**YOUR INSTRUCTIONS**
Transcribe the full listing exactly, and drop every picture.

--------------------------------------------------

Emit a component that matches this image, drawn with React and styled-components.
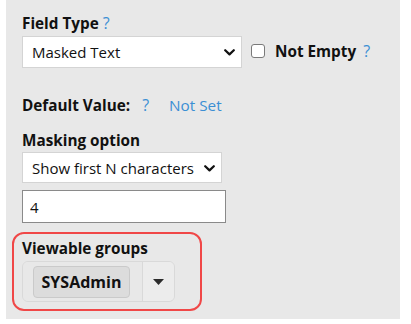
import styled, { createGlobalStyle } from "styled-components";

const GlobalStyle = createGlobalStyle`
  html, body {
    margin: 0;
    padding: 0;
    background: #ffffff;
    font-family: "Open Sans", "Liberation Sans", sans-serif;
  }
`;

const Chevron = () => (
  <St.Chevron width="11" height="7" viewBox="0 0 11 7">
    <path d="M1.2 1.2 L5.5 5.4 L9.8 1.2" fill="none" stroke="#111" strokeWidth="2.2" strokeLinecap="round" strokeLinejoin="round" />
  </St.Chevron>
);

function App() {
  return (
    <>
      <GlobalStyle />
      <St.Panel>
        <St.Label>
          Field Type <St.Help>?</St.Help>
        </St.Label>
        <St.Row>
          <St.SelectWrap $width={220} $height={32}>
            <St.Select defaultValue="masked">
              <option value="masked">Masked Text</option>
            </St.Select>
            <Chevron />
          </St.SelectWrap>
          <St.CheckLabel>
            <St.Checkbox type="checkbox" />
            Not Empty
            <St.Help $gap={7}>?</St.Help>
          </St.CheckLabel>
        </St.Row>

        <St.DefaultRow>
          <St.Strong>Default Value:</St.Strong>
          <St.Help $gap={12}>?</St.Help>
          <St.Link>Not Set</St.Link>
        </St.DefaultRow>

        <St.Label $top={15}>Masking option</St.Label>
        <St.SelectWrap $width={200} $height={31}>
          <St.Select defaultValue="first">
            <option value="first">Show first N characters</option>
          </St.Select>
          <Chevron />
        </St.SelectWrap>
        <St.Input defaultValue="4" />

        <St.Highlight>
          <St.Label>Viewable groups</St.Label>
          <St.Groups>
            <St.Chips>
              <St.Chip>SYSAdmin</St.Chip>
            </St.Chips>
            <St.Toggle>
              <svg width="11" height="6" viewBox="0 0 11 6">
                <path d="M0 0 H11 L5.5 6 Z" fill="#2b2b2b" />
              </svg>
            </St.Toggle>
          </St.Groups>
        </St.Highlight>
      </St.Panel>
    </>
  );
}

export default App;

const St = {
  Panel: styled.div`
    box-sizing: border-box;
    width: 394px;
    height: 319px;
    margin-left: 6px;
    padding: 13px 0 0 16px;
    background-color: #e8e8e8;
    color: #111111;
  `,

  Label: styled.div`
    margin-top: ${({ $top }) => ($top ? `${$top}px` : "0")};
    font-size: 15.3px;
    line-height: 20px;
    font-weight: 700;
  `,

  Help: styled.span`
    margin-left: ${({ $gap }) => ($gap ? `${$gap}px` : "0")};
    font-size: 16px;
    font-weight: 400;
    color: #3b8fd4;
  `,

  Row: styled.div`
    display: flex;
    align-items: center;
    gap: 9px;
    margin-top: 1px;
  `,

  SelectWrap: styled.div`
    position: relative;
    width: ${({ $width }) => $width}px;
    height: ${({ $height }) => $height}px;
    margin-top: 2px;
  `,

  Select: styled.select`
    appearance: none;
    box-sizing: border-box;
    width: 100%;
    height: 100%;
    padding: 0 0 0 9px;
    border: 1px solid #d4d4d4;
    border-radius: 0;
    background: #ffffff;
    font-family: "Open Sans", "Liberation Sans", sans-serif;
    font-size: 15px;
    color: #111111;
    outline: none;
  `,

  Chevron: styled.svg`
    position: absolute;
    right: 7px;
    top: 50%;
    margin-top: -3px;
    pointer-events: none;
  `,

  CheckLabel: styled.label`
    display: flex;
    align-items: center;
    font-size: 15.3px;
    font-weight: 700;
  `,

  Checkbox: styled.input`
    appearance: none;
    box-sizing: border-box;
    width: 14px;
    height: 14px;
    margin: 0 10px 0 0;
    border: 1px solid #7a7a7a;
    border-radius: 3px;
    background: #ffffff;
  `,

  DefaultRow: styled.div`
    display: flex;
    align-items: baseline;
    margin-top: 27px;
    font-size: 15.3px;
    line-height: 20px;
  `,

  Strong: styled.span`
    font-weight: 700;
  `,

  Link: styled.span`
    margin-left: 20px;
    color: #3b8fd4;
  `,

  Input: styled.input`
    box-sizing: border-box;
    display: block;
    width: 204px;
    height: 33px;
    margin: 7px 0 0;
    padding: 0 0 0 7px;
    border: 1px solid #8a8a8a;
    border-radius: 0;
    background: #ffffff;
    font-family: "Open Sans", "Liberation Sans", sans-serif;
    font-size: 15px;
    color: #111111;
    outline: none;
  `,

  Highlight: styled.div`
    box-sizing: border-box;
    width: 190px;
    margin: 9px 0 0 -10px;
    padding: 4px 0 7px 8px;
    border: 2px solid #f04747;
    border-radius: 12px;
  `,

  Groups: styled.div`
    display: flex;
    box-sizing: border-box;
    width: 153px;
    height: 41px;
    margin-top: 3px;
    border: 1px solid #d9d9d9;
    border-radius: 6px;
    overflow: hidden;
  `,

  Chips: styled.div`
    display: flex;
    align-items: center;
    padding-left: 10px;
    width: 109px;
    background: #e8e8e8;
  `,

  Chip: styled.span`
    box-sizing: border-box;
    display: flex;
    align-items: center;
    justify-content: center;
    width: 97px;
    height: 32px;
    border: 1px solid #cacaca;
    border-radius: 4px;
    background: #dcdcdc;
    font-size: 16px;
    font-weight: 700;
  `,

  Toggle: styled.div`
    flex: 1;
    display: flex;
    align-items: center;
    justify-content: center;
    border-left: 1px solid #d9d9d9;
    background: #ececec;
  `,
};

--------------------------------------------------

**SOLUTION TO THIS PROBLEM**
Emit a component that matches this image, drawn with React and styled-components.
import styled, { createGlobalStyle } from "styled-components";

const GlobalStyle = createGlobalStyle`
  html, body {
    margin: 0;
    padding: 0;
    background: #ffffff;
    font-family: "Open Sans", "Liberation Sans", sans-serif;
  }
`;

const Chevron = () => (
  <St.Chevron width="11" height="7" viewBox="0 0 11 7">
    <path d="M1.2 1.2 L5.5 5.4 L9.8 1.2" fill="none" stroke="#111" strokeWidth="2.2" strokeLinecap="round" strokeLinejoin="round" />
  </St.Chevron>
);

function App() {
  return (
    <>
      <GlobalStyle />
      <St.Panel>
        <St.Label>
          Field Type <St.Help>?</St.Help>
        </St.Label>
        <St.Row>
          <St.SelectWrap $width={220} $height={32}>
            <St.Select defaultValue="masked">
              <option value="masked">Masked Text</option>
            </St.Select>
            <Chevron />
          </St.SelectWrap>
          <St.CheckLabel>
            <St.Checkbox type="checkbox" />
            Not Empty
            <St.Help $gap={7}>?</St.Help>
          </St.CheckLabel>
        </St.Row>

        <St.DefaultRow>
          <St.Strong>Default Value:</St.Strong>
          <St.Help $gap={12}>?</St.Help>
          <St.Link>Not Set</St.Link>
        </St.DefaultRow>

        <St.Label $top={15}>Masking option</St.Label>
        <St.SelectWrap $width={200} $height={31}>
          <St.Select defaultValue="first">
            <option value="first">Show first N characters</option>
          </St.Select>
          <Chevron />
        </St.SelectWrap>
        <St.Input defaultValue="4" />

        <St.Highlight>
          <St.Label>Viewable groups</St.Label>
          <St.Groups>
            <St.Chips>
              <St.Chip>SYSAdmin</St.Chip>
            </St.Chips>
            <St.Toggle>
              <svg width="11" height="6" viewBox="0 0 11 6">
                <path d="M0 0 H11 L5.5 6 Z" fill="#2b2b2b" />
              </svg>
            </St.Toggle>
          </St.Groups>
        </St.Highlight>
      </St.Panel>
    </>
  );
}

export default App;

const St = {
  Panel: styled.div`
    box-sizing: border-box;
    width: 394px;
    height: 319px;
    margin-left: 6px;
    padding: 13px 0 0 16px;
    background-color: #e8e8e8;
    color: #111111;
  `,

  Label: styled.div`
    margin-top: ${({ $top }) => ($top ? `${$top}px` : "0")};
    font-size: 15.3px;
    line-height: 20px;
    font-weight: 700;
  `,

  Help: styled.span`
    margin-left: ${({ $gap }) => ($gap ? `${$gap}px` : "0")};
    font-size: 16px;
    font-weight: 400;
    color: #3b8fd4;
  `,

  Row: styled.div`
    display: flex;
    align-items: center;
    gap: 9px;
    margin-top: 1px;
  `,

  SelectWrap: styled.div`
    position: relative;
    width: ${({ $width }) => $width}px;
    height: ${({ $height }) => $height}px;
    margin-top: 2px;
  `,

  Select: styled.select`
    appearance: none;
    box-sizing: border-box;
    width: 100%;
    height: 100%;
    padding: 0 0 0 9px;
    border: 1px solid #d4d4d4;
    border-radius: 0;
    background: #ffffff;
    font-family: "Open Sans", "Liberation Sans", sans-serif;
    font-size: 15px;
    color: #111111;
    outline: none;
  `,

  Chevron: styled.svg`
    position: absolute;
    right: 7px;
    top: 50%;
    margin-top: -3px;
    pointer-events: none;
  `,

  CheckLabel: styled.label`
    display: flex;
    align-items: center;
    font-size: 15.3px;
    font-weight: 700;
  `,

  Checkbox: styled.input`
    appearance: none;
    box-sizing: border-box;
    width: 14px;
    height: 14px;
    margin: 0 10px 0 0;
    border: 1px solid #7a7a7a;
    border-radius: 3px;
    background: #ffffff;
  `,

  DefaultRow: styled.div`
    display: flex;
    align-items: baseline;
    margin-top: 27px;
    font-size: 15.3px;
    line-height: 20px;
  `,

  Strong: styled.span`
    font-weight: 700;
  `,

  Link: styled.span`
    margin-left: 20px;
    color: #3b8fd4;
  `,

  Input: styled.input`
    box-sizing: border-box;
    display: block;
    width: 204px;
    height: 33px;
    margin: 7px 0 0;
    padding: 0 0 0 7px;
    border: 1px solid #8a8a8a;
    border-radius: 0;
    background: #ffffff;
    font-family: "Open Sans", "Liberation Sans", sans-serif;
    font-size: 15px;
    color: #111111;
    outline: none;
  `,

  Highlight: styled.div`
    box-sizing: border-box;
    width: 190px;
    margin: 9px 0 0 -10px;
    padding: 4px 0 7px 8px;
    border: 2px solid #f04747;
    border-radius: 12px;
  `,

  Groups: styled.div`
    display: flex;
    box-sizing: border-box;
    width: 153px;
    height: 41px;
    margin-top: 3px;
    border: 1px solid #d9d9d9;
    border-radius: 6px;
    overflow: hidden;
  `,

  Chips: styled.div`
    display: flex;
    align-items: center;
    padding-left: 10px;
    width: 109px;
    background: #e8e8e8;
  `,

  Chip: styled.span`
    box-sizing: border-box;
    display: flex;
    align-items: center;
    justify-content: center;
    width: 97px;
    height: 32px;
    border: 1px solid #cacaca;
    border-radius: 4px;
    background: #dcdcdc;
    font-size: 16px;
    font-weight: 700;
  `,

  Toggle: styled.div`
    flex: 1;
    display: flex;
    align-items: center;
    justify-content: center;
    border-left: 1px solid #d9d9d9;
    background: #ececec;
  `,
};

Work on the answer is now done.